> [STATED TASK]:
Check every line of the entries below for the word "code", and copy the ones that have it.

> [RAW RECORDS]:
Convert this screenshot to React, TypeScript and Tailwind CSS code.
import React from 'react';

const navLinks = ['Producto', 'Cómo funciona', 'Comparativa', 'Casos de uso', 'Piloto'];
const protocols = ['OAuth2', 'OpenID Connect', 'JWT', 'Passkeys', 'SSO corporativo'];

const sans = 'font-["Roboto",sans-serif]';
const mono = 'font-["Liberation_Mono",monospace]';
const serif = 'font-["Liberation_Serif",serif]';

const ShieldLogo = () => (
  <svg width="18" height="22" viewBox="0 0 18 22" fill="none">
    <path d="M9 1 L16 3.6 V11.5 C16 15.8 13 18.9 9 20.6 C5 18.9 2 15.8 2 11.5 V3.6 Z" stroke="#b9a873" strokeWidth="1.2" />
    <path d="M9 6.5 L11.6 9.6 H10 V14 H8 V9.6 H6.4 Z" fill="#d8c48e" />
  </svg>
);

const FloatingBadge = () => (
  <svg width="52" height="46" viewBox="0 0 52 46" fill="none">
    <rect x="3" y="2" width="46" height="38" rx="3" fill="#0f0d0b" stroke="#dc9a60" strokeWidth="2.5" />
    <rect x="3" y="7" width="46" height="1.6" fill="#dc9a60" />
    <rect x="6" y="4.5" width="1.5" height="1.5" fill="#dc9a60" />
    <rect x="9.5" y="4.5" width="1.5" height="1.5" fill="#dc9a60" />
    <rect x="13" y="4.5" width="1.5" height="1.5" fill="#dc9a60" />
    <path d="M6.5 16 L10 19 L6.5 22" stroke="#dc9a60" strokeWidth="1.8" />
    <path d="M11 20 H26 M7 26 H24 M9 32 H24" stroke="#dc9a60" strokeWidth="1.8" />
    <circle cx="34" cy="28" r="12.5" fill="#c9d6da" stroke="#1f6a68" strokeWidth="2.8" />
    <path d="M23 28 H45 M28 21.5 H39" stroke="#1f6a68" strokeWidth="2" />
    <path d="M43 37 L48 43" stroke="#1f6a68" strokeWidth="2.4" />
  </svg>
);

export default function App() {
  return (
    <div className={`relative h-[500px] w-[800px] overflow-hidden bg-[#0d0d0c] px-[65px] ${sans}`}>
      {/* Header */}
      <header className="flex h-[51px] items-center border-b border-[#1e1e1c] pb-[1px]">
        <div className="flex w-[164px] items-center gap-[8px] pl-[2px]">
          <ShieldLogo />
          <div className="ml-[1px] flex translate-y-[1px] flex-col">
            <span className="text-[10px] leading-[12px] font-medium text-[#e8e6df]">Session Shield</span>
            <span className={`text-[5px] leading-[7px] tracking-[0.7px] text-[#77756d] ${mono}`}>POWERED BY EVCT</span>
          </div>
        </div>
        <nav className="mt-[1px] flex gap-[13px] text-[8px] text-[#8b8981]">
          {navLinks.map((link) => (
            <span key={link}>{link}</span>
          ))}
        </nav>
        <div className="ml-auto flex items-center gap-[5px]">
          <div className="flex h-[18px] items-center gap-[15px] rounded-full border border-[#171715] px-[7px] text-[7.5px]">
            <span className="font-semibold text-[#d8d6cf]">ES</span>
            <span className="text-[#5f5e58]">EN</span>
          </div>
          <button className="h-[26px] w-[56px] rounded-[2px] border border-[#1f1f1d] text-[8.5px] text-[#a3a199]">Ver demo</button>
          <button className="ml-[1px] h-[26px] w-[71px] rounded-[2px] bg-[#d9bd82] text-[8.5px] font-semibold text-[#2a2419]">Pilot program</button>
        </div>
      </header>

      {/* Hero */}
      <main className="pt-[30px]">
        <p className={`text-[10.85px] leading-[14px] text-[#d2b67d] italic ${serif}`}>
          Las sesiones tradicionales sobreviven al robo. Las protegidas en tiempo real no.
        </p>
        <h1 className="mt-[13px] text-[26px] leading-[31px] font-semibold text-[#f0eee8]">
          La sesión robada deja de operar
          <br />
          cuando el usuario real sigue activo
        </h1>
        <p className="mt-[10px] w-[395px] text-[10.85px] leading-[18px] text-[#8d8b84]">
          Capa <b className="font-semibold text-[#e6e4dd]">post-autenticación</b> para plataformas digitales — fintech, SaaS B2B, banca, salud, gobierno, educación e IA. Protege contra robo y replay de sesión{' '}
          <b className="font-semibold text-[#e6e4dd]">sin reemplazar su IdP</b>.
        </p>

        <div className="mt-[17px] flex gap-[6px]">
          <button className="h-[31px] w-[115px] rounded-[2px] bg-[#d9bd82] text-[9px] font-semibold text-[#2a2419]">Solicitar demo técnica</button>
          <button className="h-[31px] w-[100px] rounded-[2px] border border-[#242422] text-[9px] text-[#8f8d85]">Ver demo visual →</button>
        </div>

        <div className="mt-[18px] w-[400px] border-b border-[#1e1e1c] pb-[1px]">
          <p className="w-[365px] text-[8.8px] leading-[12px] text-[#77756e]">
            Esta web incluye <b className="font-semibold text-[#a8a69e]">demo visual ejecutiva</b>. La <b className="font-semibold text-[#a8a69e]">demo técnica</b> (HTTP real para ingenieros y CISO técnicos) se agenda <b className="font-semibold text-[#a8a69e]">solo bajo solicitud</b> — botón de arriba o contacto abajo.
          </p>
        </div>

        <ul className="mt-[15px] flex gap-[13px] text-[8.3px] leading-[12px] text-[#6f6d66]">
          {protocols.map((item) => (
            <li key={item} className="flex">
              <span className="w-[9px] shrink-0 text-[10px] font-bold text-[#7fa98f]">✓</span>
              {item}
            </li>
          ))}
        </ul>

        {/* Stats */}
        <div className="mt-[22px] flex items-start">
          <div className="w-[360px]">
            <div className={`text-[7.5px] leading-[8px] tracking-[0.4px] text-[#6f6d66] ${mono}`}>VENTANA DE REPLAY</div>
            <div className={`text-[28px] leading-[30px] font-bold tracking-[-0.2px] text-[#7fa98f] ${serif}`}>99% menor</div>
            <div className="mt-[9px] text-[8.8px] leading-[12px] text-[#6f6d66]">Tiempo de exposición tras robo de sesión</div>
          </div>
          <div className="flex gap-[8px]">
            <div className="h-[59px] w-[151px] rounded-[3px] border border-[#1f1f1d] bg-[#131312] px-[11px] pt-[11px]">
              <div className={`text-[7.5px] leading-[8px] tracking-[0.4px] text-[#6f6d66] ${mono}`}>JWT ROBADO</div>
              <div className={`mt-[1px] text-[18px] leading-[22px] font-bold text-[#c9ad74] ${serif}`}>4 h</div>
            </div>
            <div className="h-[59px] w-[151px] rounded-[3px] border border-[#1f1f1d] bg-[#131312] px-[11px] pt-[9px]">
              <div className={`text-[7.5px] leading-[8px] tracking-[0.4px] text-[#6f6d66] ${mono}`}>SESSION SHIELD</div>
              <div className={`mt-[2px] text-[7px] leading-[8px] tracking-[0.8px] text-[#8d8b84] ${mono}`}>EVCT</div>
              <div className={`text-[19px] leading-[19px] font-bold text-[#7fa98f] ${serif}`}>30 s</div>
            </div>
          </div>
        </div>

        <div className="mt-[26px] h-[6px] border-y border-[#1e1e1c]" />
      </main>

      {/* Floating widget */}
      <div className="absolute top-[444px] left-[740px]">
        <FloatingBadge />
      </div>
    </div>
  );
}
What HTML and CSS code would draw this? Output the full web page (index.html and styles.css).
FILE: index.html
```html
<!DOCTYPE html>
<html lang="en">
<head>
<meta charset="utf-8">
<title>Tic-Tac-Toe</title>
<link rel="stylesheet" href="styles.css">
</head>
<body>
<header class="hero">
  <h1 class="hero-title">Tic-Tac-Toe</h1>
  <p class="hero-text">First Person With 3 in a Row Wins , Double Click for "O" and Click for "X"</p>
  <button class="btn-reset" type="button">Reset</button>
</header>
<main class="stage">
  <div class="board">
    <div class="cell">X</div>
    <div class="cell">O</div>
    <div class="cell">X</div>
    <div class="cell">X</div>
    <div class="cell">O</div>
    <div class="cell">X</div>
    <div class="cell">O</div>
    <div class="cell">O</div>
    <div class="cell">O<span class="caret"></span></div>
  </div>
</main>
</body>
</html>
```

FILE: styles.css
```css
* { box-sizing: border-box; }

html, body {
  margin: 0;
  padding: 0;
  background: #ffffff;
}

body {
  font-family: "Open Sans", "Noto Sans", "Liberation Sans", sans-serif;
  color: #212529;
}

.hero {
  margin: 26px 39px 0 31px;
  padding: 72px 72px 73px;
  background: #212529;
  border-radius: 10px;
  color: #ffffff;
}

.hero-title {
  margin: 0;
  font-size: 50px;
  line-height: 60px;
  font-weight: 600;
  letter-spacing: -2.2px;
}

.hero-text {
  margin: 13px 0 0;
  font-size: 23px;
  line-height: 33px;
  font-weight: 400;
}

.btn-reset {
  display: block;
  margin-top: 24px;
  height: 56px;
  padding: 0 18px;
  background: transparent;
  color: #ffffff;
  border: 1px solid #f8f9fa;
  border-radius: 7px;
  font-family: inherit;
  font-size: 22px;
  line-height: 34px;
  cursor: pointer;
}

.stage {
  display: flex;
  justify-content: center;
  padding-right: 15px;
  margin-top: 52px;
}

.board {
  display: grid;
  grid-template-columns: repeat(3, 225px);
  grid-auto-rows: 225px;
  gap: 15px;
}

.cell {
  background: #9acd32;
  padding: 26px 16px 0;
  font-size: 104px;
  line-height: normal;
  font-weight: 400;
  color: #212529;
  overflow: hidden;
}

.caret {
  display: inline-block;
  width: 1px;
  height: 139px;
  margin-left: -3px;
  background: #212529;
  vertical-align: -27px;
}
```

> [FINISHED TASK]:
Convert this screenshot to React, TypeScript and Tailwind CSS code.
What HTML and CSS code would draw this? Output the full web page (index.html and styles.css).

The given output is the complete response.